### EXERCISE INSTRUCTIONS:
Copy all of the material exactly. Pictures are not to appear in the copy.

### DATA SHOWN:
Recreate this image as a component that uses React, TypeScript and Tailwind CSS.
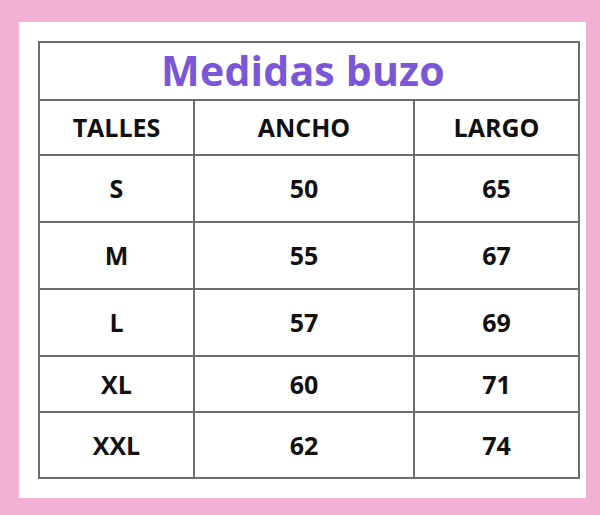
import React from "react";

const rows = [
  ["S", "50", "65", "h-[65px]"],
  ["M", "55", "67", "h-[65px]"],
  ["L", "57", "69", "h-[65px]"],
  ["XL", "60", "71", "h-[54px]"],
  ["XXL", "62", "74", "h-[64px]"],
];

export default function App() {
  return (
    <div
      className="w-[600px] h-[515px] bg-[#f0b1d3] pt-[22px] pl-[19px]"
      style={{ fontFamily: '"Open Sans", "Liberation Sans", sans-serif' }}
    >
      <div className="w-[567px] h-[476px] bg-white pt-[19px] pl-[19px]">
        <div className="w-[542px] bg-[#6e6e6e] p-[2px] flex flex-col gap-[2px]">
          <div className="h-[56px] bg-white flex items-center justify-center text-[#7a56d8] font-bold text-[41px] tracking-[0.2px] leading-none pb-[2px] pr-[12px]">
            Medidas buzo
          </div>
          <div className="grid grid-cols-[153px_218px_163px] gap-[2px] h-[53px]">
            {["TALLES", "ANCHO", "LARGO"].map((t) => (
              <div key={t} className="bg-white flex items-center justify-center font-bold text-[25px] text-[#111] leading-none">
                {t}
              </div>
            ))}
          </div>
          {rows.map((r) => (
            <div key={r[0]} className={`grid grid-cols-[153px_218px_163px] gap-[2px] ${r[3]}`}>
              {r.slice(0, 3).map((c, i) => (
                <div key={i} className="bg-white flex items-center justify-center font-bold text-[25px] text-[#111] leading-none">
                  {c}
                </div>
              ))}
            </div>
          ))}
        </div>
      </div>
    </div>
  );
}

### TASK RESPONSE:
Recreate this image as a component that uses React, TypeScript and Tailwind CSS.
import React from "react";

const rows = [
  ["S", "50", "65", "h-[65px]"],
  ["M", "55", "67", "h-[65px]"],
  ["L", "57", "69", "h-[65px]"],
  ["XL", "60", "71", "h-[54px]"],
  ["XXL", "62", "74", "h-[64px]"],
];

export default function App() {
  return (
    <div
      className="w-[600px] h-[515px] bg-[#f0b1d3] pt-[22px] pl-[19px]"
      style={{ fontFamily: '"Open Sans", "Liberation Sans", sans-serif' }}
    >
      <div className="w-[567px] h-[476px] bg-white pt-[19px] pl-[19px]">
        <div className="w-[542px] bg-[#6e6e6e] p-[2px] flex flex-col gap-[2px]">
          <div className="h-[56px] bg-white flex items-center justify-center text-[#7a56d8] font-bold text-[41px] tracking-[0.2px] leading-none pb-[2px] pr-[12px]">
            Medidas buzo
          </div>
          <div className="grid grid-cols-[153px_218px_163px] gap-[2px] h-[53px]">
            {["TALLES", "ANCHO", "LARGO"].map((t) => (
              <div key={t} className="bg-white flex items-center justify-center font-bold text-[25px] text-[#111] leading-none">
                {t}
              </div>
            ))}
          </div>
          {rows.map((r) => (
            <div key={r[0]} className={`grid grid-cols-[153px_218px_163px] gap-[2px] ${r[3]}`}>
              {r.slice(0, 3).map((c, i) => (
                <div key={i} className="bg-white flex items-center justify-center font-bold text-[25px] text-[#111] leading-none">
                  {c}
                </div>
              ))}
            </div>
          ))}
        </div>
      </div>
    </div>
  );
}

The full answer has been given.